It’s been a while – I apologise.

You all know that one half of the She Wears team has been travelling the world, but while Carla hops from island to island armed with her GoPro – what have I been doing?

In all honesty, nothing quite as adventurous (sorry to disappoint).

I’ve been saving for and finally buying my own little house (and then saving again to decorate and furnish it), starting a new job (with more of a soul than encouraging people to develop a gambling addiction), and above all having a bit of a life wobble (reaching my scary age and still having no clue what I’m doing).

But mainly, I’ve been attempting to embrace change – I know, big deal for me. A new home not a million miles away from where I grew up, but far enough away to feel a slight tinge of apprehension, and a life where I’m standing on my own two feet without the reliance or stability of a partner standing right there with me have helped.
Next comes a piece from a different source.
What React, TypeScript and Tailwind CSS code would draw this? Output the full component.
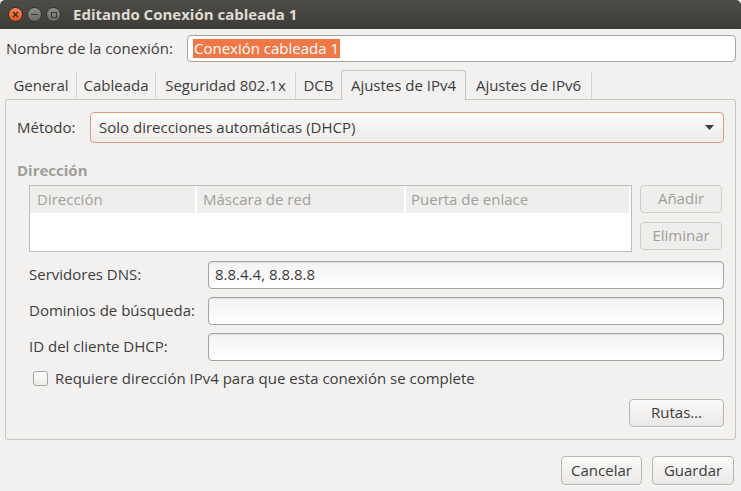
import React from 'react';

const font = { fontFamily: '"Open Sans", "Noto Sans", sans-serif' };

const tabs = [
  { label: 'General', w: 'w-[71px]' },
  { label: 'Cableada', w: 'w-[79px]' },
  { label: 'Seguridad 802.1x', w: 'w-[140px]' },
  { label: 'DCB', w: 'w-[45px]' },
  { label: 'Ajustes de IPv4', w: 'w-[125px]' },
  { label: 'Ajustes de IPv6', w: 'w-[126px]' },
];

function Entry({ value }: { value?: string }) {
  return (
    <div className="flex-1 h-[28px] rounded-[4px] border border-[#a8a49e] bg-gradient-to-b from-[#f2f2f2] to-white shadow-[inset_0_1px_1px_rgba(0,0,0,0.08)] flex items-center px-[6px] text-[#3c3c3c]">
      {value}
    </div>
  );
}

function Button({ label, disabled, className = '' }: { label: string; disabled?: boolean; className?: string }) {
  return (
    <div
      className={`h-[28px] rounded-[4px] border flex items-center justify-center ${
        disabled
          ? 'border-[#d1cdc8] bg-[#efeeec] text-[#a09e9a]'
          : 'border-[#b9b5b0] bg-gradient-to-b from-[#fafaf9] to-[#ebe9e7] text-[#3c3c3c] shadow-[0_1px_0_rgba(255,255,255,0.7)]'
      } ${className}`}
    >
      {label}
    </div>
  );
}

export default function App() {
  return (
    <div style={font} className="w-[741px] h-[491px] bg-[#f2f1f0] flex flex-col text-[15px] text-[#3c3c3c] overflow-hidden">
      {/* Title bar */}
      <div className="h-[29px] shrink-0 bg-gradient-to-b from-[#4e4c47] to-[#3d3c38] rounded-t-[5px] flex items-center pl-[8px]">
        <div className="flex items-center gap-[4px]">
          <div className="w-[15px] h-[15px] rounded-full bg-gradient-to-b from-[#f58a5b] to-[#e2521d] border border-[#3a2a22] flex items-center justify-center">
            <svg width="7" height="7" viewBox="0 0 7 7">
              <path d="M1 1 L6 6 M6 1 L1 6" stroke="#3b2418" strokeWidth="1.3" />
            </svg>
          </div>
          <div className="w-[15px] h-[15px] rounded-full bg-gradient-to-b from-[#8e8c87] to-[#6c6a66] border border-[#33322f] flex items-center justify-center">
            <div className="w-[7px] h-[1.5px] bg-[#3a3935]" />
          </div>
          <div className="w-[15px] h-[15px] rounded-full bg-gradient-to-b from-[#8e8c87] to-[#6c6a66] border border-[#33322f] flex items-center justify-center">
            <div className="w-[6px] h-[6px] border border-[#3a3935]" />
          </div>
        </div>
        <div className="ml-[12px] font-bold text-[#dfdbd2] text-[15px]">Editando Conexión cableada 1</div>
      </div>

      <div className="flex-1 flex flex-col px-[5px]">
        {/* Name row */}
        <div className="flex items-center mt-[6px] h-[27px]">
          <div className="pl-[1px] w-[182px]">Nombre de la conexión:</div>
          <div className="flex-1 h-[27px] rounded-[4px] border border-[#a8a49e] bg-white flex items-center px-[5px]">
            <span className="bg-[#f07746] text-white leading-[19px] px-[1px]">Conexión cableada 1</span>
          </div>
        </div>

        {/* Tabs */}
        <div className="flex items-end mt-[7px] h-[30px] pl-[1px]">
          {tabs.map((t, i) => {
            const active = i === 4;
            return (
              <div
                key={t.label}
                className={
                  active
                    ? `${t.w} h-[30px] flex items-center justify-center border border-b-0 border-[#c8c4bf] rounded-t-[3px] bg-[#f2f1f0] relative top-[1px]`
                    : `${t.w} h-[27px] flex items-center justify-center ${i < 3 || i === 5 ? 'border-r border-[#d6d2cd]' : ''}`
                }
              >
                {t.label}
              </div>
            );
          })}
        </div>

        {/* Panel */}
        <div className="h-[341px] border border-[#c8c4bf] rounded-[3px] flex flex-col px-[11px] pt-[12px]">
          <div className="flex items-center h-[31px]">
            <div className="w-[73px]">Método:</div>
            <div className="flex-1 h-[31px] rounded-[4px] border border-[#dc9a80] bg-gradient-to-b from-[#fbfbfa] to-[#eeecea] flex items-center pl-[8px] pr-[9px]">
              <span className="flex-1">Solo direcciones automáticas (DHCP)</span>
              <svg width="9" height="5" viewBox="0 0 9 5">
                <path d="M0 0 H9 L4.5 5 Z" fill="#3c3c3c" />
              </svg>
            </div>
          </div>

          <div className="mt-[16px] font-bold text-[#a09e9a]">Dirección</div>

          <div className="flex mt-[3px] pl-[12px] gap-[8px]">
            <div className="w-[603px] h-[67px] border border-[#c0bcb7] bg-white flex flex-col">
              <div className="h-[27px] flex bg-[#efeeec] text-[#a09e9a]">
                <div className="w-[167px] pl-[7px] flex items-center border-r-[2px] border-white">Dirección</div>
                <div className="w-[209px] pl-[6px] flex items-center border-r-[2px] border-white">Máscara de red</div>
                <div className="flex-1 pl-[5px] flex items-center border-r-[2px] border-white">Puerta de enlace</div>
              </div>
            </div>
            <div className="flex flex-col gap-[9px] w-[82px]">
              <Button label="Añadir" disabled />
              <Button label="Eliminar" disabled />
            </div>
          </div>

          <div className="flex flex-col gap-[8px] mt-[9px] pl-[12px]">
            <div className="flex items-center">
              <div className="w-[179px]">Servidores DNS:</div>
              <Entry value="8.8.4.4, 8.8.8.8" />
            </div>
            <div className="flex items-center">
              <div className="w-[179px]">Dominios de búsqueda:</div>
              <Entry />
            </div>
            <div className="flex items-center">
              <div className="w-[179px]">ID del cliente DHCP:</div>
              <Entry />
            </div>
          </div>

          <div className="flex items-center mt-[8px] pl-[16px] h-[20px]">
            <div className="w-[15px] h-[15px] rounded-[3px] border border-[#a8a49e] bg-gradient-to-b from-white to-[#eceae8]" />
            <span className="ml-[7px]">Requiere dirección IPv4 para que esta conexión se complete</span>
          </div>

          <div className="flex justify-end mt-[10px]">
            <Button label="Rutas…" className="w-[95px] h-[27px]" />
          </div>
        </div>

        {/* Footer */}
        <div className="flex justify-end gap-[10px] mt-[16px] pr-[2px]">
          <Button label="Cancelar" className="w-[81px] h-[29px]" />
          <Button label="Guardar" className="w-[82px] h-[29px]" />
        </div>
      </div>
    </div>
  );
}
In another twist of existential angst, the world of blogging has left me feeling a little defeated. Having a career in digital marketing means I spend my days forging an online path for the company I work for, and while I like to think I’m not too shabby at it, the thought of then coming home and sitting in front of a laptop to do it all again for myself leaves a lot to be desired.

Pathetic, I know.

The thing is, the internet is saturated with women just like me (although the majority don’t actually tend to have degrees in journalism, nor a decade-long career in digital) who have been able to do this for themselves for years and are now expert influencers.

So why bother?

This recent defeatist attitude has been near enough applied to most aspects of my non-working life, and in some ways, it has done me good.

Why bother waiting around for someone who’s unworthy of my time when I can discover I’m much happier by myself? I should take the 10lb weight loss, dust myself off and forget about the person who posed as a unicorn but was nothing more than a lame donkey.

Why bother worrying that at 28, and surrounded by more and more announcements of engagements and pregnancies, I’m not following the trend? I can instead be happy in the knowledge that I’m in fact following the beat of my own drum and those conventional life traditions are just not for me.

And why bother if this little, personal corner of the internet doesn’t propel me into Zoella-esque status? I should use it the way it was originally intended – as a way of writing about the things I like to write about, as a way to hone my digital skills, and as a way to leave my mark on the online world.

So, that’s what I’ve been doing – a mortgage, job change, and minor mental break later – coming out the other side and thinking fuck it, I’m going to do what I want and not worry about it anymore.